Most entries in the dons' directories do not count as media stars; they are not players in what Professor Cole terms "the premier division superleague, who basically have given up universities for `ranting' ".
Often they rate more than one entry. The Cambridge guide refers queries on both "Submarines and ships" and "Snoring" to the splendidly named Professor John Ffowes Williams. Dr Martin is also down under "Surfing", a subject on which he has written a book, and "Napoleon", on whom he is currently writing another. ("On `Napoleon the Novelist'," he assures me.)
John Adams, Reader in Geography at University College London, is in the UCL guide, which is larger than most Yellow Pages. "I get asked to talk about two-and-a-half things." These are (1) transport planning, and (2) risk; the half is the Channel tunnel, which features in both categories.
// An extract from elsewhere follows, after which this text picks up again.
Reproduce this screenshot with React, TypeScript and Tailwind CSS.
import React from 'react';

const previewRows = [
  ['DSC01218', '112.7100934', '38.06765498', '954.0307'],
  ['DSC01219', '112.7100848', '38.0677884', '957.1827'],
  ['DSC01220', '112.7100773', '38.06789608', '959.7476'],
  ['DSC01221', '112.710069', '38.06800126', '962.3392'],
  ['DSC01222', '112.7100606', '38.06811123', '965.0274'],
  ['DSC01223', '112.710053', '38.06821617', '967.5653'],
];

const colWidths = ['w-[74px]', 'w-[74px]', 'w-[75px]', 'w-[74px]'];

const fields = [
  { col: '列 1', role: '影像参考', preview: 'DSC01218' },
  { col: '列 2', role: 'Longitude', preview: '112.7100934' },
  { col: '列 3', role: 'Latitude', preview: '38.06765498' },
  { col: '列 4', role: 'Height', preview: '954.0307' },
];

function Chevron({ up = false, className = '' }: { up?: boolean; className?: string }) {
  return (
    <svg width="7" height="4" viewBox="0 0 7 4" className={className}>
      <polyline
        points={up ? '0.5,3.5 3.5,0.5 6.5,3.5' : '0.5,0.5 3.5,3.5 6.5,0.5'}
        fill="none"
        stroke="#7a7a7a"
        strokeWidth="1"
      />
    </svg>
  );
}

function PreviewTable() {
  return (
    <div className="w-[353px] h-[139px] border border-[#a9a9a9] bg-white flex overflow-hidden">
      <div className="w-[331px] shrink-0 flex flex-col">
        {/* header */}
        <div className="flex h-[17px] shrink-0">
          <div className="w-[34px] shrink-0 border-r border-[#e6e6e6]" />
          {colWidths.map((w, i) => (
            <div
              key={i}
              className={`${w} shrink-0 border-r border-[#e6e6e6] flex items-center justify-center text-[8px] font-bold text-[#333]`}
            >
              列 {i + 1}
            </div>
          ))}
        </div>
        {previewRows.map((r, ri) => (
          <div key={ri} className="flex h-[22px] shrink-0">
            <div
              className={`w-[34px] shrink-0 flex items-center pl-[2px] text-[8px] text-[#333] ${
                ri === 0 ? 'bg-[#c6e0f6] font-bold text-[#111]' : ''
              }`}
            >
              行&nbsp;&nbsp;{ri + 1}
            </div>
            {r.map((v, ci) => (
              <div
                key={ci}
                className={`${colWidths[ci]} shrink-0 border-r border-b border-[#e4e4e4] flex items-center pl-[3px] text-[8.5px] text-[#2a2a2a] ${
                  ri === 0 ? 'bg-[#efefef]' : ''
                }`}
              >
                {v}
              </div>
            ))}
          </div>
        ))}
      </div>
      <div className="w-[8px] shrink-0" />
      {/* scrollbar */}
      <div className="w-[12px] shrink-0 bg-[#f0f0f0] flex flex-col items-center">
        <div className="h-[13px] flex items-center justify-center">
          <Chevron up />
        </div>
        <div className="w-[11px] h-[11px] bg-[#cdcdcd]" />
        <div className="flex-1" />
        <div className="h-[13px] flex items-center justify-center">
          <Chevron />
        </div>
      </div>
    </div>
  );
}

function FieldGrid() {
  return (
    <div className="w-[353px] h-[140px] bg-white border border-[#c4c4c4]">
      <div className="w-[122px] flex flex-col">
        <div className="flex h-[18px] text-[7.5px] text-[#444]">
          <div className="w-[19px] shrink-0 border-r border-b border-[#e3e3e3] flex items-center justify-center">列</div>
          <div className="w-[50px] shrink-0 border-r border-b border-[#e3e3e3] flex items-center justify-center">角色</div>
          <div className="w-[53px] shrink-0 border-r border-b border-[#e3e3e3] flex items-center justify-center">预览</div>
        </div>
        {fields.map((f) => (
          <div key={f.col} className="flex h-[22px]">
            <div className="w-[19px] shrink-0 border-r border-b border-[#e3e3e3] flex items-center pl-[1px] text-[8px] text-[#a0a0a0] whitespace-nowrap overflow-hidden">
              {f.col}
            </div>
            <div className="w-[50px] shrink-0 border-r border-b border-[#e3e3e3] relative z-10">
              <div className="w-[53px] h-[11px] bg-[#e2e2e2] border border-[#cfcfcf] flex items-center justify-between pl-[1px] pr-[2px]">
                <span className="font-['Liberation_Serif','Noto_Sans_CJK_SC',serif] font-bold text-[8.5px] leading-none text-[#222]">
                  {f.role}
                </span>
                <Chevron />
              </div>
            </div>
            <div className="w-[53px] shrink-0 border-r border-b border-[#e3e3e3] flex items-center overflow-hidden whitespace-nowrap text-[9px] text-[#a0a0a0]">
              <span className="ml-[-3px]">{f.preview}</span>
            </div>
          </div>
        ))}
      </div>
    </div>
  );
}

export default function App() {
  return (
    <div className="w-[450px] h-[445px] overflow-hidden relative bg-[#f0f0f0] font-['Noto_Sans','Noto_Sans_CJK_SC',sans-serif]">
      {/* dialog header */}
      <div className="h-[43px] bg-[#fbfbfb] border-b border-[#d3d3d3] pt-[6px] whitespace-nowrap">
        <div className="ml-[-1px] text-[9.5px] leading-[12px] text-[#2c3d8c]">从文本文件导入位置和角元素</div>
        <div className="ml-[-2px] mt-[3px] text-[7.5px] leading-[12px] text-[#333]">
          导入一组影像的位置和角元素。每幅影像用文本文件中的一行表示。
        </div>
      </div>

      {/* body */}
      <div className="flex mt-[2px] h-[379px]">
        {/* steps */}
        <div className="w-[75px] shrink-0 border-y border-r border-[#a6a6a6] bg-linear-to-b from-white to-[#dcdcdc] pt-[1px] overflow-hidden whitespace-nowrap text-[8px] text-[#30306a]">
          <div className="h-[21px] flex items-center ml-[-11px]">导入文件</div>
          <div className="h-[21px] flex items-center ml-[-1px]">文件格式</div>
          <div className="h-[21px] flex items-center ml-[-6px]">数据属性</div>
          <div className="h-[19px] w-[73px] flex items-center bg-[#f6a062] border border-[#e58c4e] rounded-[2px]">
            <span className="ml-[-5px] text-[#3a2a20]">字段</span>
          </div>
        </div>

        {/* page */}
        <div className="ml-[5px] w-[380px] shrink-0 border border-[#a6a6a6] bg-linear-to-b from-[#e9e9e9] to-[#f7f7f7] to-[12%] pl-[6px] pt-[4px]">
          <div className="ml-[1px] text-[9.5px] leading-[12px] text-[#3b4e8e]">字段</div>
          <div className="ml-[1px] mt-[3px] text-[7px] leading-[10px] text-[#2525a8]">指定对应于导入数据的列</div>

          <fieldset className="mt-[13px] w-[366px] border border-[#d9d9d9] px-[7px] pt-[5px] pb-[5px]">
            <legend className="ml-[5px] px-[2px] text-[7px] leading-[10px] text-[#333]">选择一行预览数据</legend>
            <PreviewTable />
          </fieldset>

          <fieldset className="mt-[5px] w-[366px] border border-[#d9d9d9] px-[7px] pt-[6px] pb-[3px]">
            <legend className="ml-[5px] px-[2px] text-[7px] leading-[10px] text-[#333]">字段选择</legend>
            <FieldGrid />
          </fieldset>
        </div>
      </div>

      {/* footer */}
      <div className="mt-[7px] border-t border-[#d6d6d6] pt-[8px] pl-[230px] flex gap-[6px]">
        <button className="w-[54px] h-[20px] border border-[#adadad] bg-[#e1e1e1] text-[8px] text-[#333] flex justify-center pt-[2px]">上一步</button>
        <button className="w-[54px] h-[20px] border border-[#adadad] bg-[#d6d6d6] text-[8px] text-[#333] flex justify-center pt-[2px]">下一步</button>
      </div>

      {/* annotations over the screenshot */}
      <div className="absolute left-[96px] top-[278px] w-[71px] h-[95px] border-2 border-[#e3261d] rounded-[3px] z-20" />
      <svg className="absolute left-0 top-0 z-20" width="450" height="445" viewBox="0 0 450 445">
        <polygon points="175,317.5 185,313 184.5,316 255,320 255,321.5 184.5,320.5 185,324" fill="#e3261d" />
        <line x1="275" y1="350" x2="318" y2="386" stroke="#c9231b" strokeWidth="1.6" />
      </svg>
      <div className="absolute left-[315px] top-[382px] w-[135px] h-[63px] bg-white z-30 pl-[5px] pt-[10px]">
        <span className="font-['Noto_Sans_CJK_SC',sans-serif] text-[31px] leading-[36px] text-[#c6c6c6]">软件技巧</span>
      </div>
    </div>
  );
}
A maverick environmentalist who opposes car seatbelts and cycle helmets on the grounds that they encourage dangerous behaviour, Dr Adams appears on national and local radio. His media career began when he wrote a satirical piece proposing that London's third airport should be situated in Hyde Park.
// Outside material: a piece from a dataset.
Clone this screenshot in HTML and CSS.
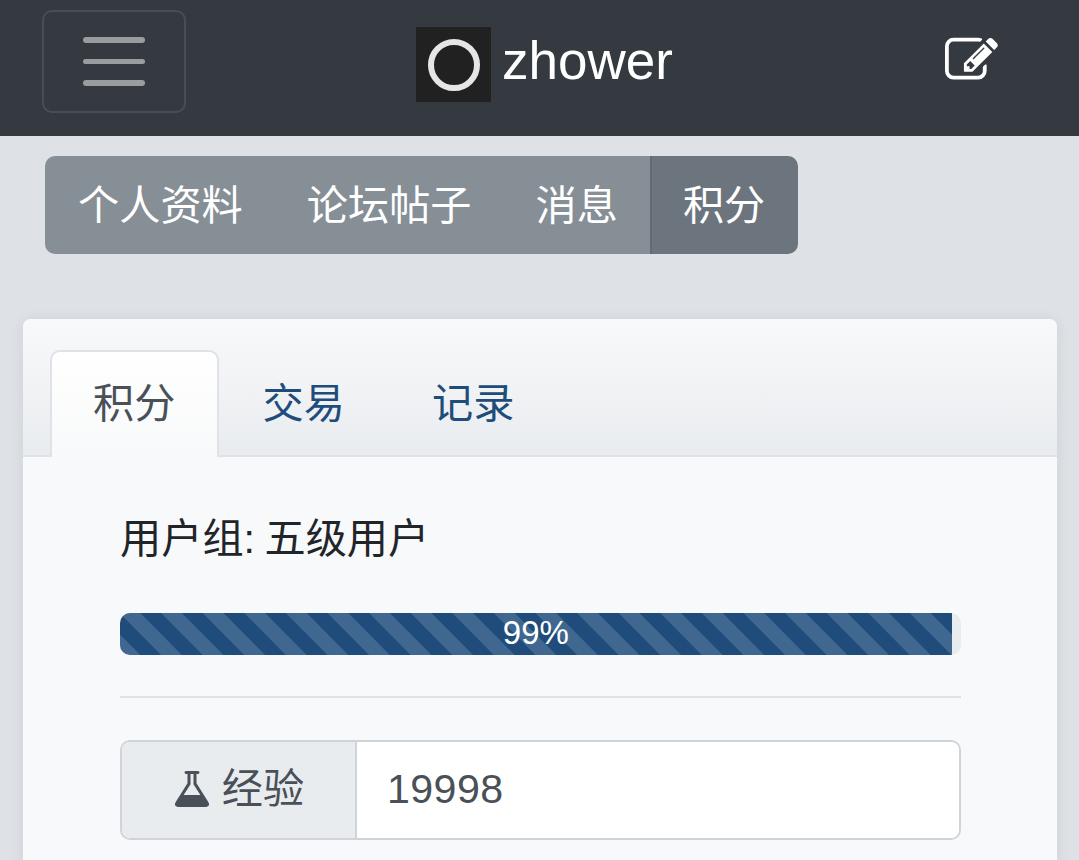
FILE: index.html
```html
<!DOCTYPE html>
<html lang="zh-CN">
<head>
    <meta charset="UTF-8">
    <meta name="viewport" content="width=device-width, initial-scale=1.0">
    <title>积分</title>
    <link rel="stylesheet" href="styles.css">
</head>
<body>

    <nav class="navbar">
        <button class="toggler" type="button" aria-label="menu">
            <span class="toggler-line"></span>
            <span class="toggler-line"></span>
            <span class="toggler-line"></span>
        </button>
        <a class="brand" href="#">
            <span class="logo"><span class="logo-ring"></span></span>
            <span class="brand-name">zhower</span>
        </a>
        <a class="compose" href="#" aria-label="edit">
            <svg class="icon-edit" viewBox="0 0 1792 1792"><path fill="currentColor" d="M888 1184l116-116-152-152-116 116v56h96v96h56zm440-720q-16-16-33 1l-350 350q-17 17-1 33t33-1l350-350q17-17 1-33zm80 594v190q0 119-84.5 203.5t-203.5 84.5h-832q-119 0-203.5-84.5t-84.5-203.5v-832q0-119 84.5-203.5t203.5-84.5h832q63 0 117 25 15 7 18 23 3 17-9 29l-49 49q-14 14-32 8-23-6-45-6h-832q-66 0-113 47t-47 113v832q0 66 47 113t113 47h832q66 0 113-47t47-113v-126q0-13 9-22l64-64q15-15 35-7t20 29zm-96-738l288 288-672 672h-288v-288zm444 132l-92 92-288-288 92-92q28-28 68-28t68 28l152 152q28 28 28 68t-28 68z"/></svg>
        </a>
    </nav>

    <div class="btn-group">
        <a class="btn" href="#">个人资料</a>
        <a class="btn" href="#">论坛帖子</a>
        <a class="btn" href="#">消息</a>
        <a class="btn active" href="#">积分</a>
    </div>

    <div class="card">
        <div class="card-header">
            <ul class="tabs">
                <li class="tab active">积分</li>
                <li class="tab">交易</li>
                <li class="tab">记录</li>
            </ul>
        </div>
        <div class="card-body">
            <p class="user-group">用户组: 五级用户</p>
            <div class="progress">
                <div class="progress-bar" style="width: 98.9%">99%</div>
            </div>
            <hr class="divider">
            <div class="input-group">
                <div class="input-label">
                    <svg class="icon-flask" viewBox="0 0 1792 1792"><path fill="currentColor" d="M1591 1448q56 89 21.5 152.5t-140.5 63.5h-1152q-106 0-140.5-63.5t21.5-152.5l503-793v-399h-64q-26 0-45-19t-19-45 19-45 45-19h512q26 0 45 19t19 45-19 45-45 19h-64v399zm-779-725l-272 429h712l-272-429-20-31v-436h-128v436z"/></svg>
                    经验
                </div>
                <div class="input-value">19998</div>
            </div>
        </div>
    </div>

</body>
</html>
```

FILE: styles.css
```css
html {
    overflow: hidden;
}
body {
    margin: 0;
    font-family: "Liberation Sans", "Noto Sans CJK SC", sans-serif;
    font-size: 41.2px;
    line-height: 1.5;
    background-color: #dee2e6;
    color: #212529;
}
a {
    text-decoration: none;
    color: inherit;
}

/* top bar */
.navbar {
    display: flex;
    align-items: flex-start;
    height: 136px;
    padding: 10px 81px 0 42px;
    box-sizing: border-box;
    background-color: #343a40;
    color: #fff;
}
.toggler {
    display: flex;
    flex-direction: column;
    align-items: center;
    justify-content: center;
    gap: 16px;
    width: 144px;
    height: 103px;
    padding: 0;
    background: none;
    border: 2px solid rgba(255,255,255,0.1);
    border-radius: 10px;
}
.toggler-line {
    display: block;
    width: 62px;
    height: 5.5px;
    border-radius: 3px;
    background-color: rgba(255,255,255,0.5);
}
.brand {
    display: flex;
    align-items: center;
    gap: 11px;
    margin: 17px 0 0 230px;
    height: 75px;
}
.logo {
    display: flex;
    align-items: center;
    justify-content: center;
    width: 75px;
    height: 75px;
    background-color: #212121;
}
.logo-ring {
    width: 52px;
    height: 52px;
    box-sizing: border-box;
    border: 6px solid #e6e6e6;
    border-radius: 50%;
}
.brand-name {
    font-size: 53px;
    line-height: 67px;
    height: 75px;
}
.compose {
    display: flex;
    margin: 23.5px 0 0 auto;
}
.icon-edit {
    display: block;
    width: 53px;
    height: 53px;
}

/* button group */
.btn-group {
    display: inline-flex;
    margin: 20px 0 0 45px;
    border-radius: 10px;
    overflow: hidden;
    vertical-align: top;
}
.btn {
    padding: 0 32px;
    height: 98px;
    line-height: 100px;
    background-color: #868e96;
    color: #fff;
}
.btn:first-child {
    padding-left: 33px;
}
.btn.active {
    padding-left: 31px;
    padding-right: 33px;
    background-color: #6c757d;
    border-left: 2px solid #626b73;
}

/* card */
.card {
    margin: 65px 22px 0 23px;
    background-color: #f8f9fa;
    border-radius: 8px;
    box-shadow: 0 1px 14px rgba(0,0,0,0.08);
}
.card-header {
    height: 138px;
    padding: 31px 0 0 27px;
    box-sizing: border-box;
    background: linear-gradient(#f8f9fa, #e9ecef);
    border-bottom: 2px solid #dfe2e6;
    border-radius: 8px 8px 0 0;
}
.tabs {
    display: flex;
    gap: 1px;
    margin: 0;
    padding: 0;
    list-style: none;
}
.tab {
    width: 168.5px;
    height: 107px;
    box-sizing: border-box;
    border: 2px solid transparent;
    border-bottom: none;
    line-height: 104px;
    text-align: center;
    color: #1f4c7b;
}
.tab.active {
    background: linear-gradient(#fff, #f8f9fa);
    border-color: #dfe2e6;
    border-radius: 10px 10px 0 0;
    color: #495057;
}
.card-body {
    padding: 52px 96px 60px 97px;
}
.user-group {
    margin: 0 0 44px;
    line-height: 60px;
    word-spacing: -2px;
}
.progress {
    display: flex;
    height: 42px;
    background-color: #e9ecef;
    border-radius: 10px;
    overflow: hidden;
}
.progress-bar {
    background-color: #1f4c7b;
    background-image: linear-gradient(45deg, rgba(255,255,255,0.15) 25%, transparent 25%, transparent 50%, rgba(255,255,255,0.15) 50%, rgba(255,255,255,0.15) 75%, transparent 75%, transparent);
    background-size: 41.6px 41.6px;
    color: #fff;
    font-size: 33px;
    line-height: 40px;
    text-align: center;
}
.divider {
    height: 2px;
    margin: 41px 0 42px;
    border: 0;
    background-color: #dfe2e5;
}
.input-group {
    display: flex;
    height: 100px;
    box-sizing: border-box;
    border: 2.5px solid #ced4da;
    border-radius: 10px;
    overflow: hidden;
    color: #495057;
}
.input-label {
    display: flex;
    align-items: center;
    justify-content: center;
    gap: 9px;
    width: 231px;
    padding-right: 2px;
    background-color: #e9ecef;
    border-right: 2.5px solid #ced4da;
}
.icon-flask {
    width: 42px;
    height: 42px;
    margin-bottom: 2px;
}
.input-value {
    flex: 1;
    padding-left: 30px;
    background-color: #fff;
    line-height: 95px;
    letter-spacing: 0.4px;
}
```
"The light touch is what journalists are after 75 per cent of the time," according to James Baxter, a social psychologist who is to be found in a slim volume entitled Who's Who at Strathclyde. Since he is listed under "Driver Behaviour", it is the motoring press that beats a path to his telephone. He receives fewer calls about his other listing, "Child witnesses", his more serious area of research.
The Open University's contact guide lists its Professor of Sociology as an expert on the Bishop of Durham, which must at one time have brought him a regular supply of media inquiries. Jonathan Dancy, a Keele philosopher, specifies "Tolerance" as a pet subject, which must mean that he doesn't receive many calls from the Sun's features desk. Oddly enough, that tabloid once rang up Exeter University, which produces a strikingly illustrated guide entitled Who Can Speak on What?, to ask for the translation of "Cor, what a scorcher!" into Russian.
Although traditional academics may feel that publicising their work is beneath them, their younger colleagues happily go on media training courses. There are now far more experts on tap than in the days when Peter Cole began his career as a features writer on a London evening newspaper. With only three hours in which to write an instant feature, he always included a helpful quotation from a Harley Street psychiatrist - the same psychiatrist, whatever the subject - for which the loquacious shrink received a fiver.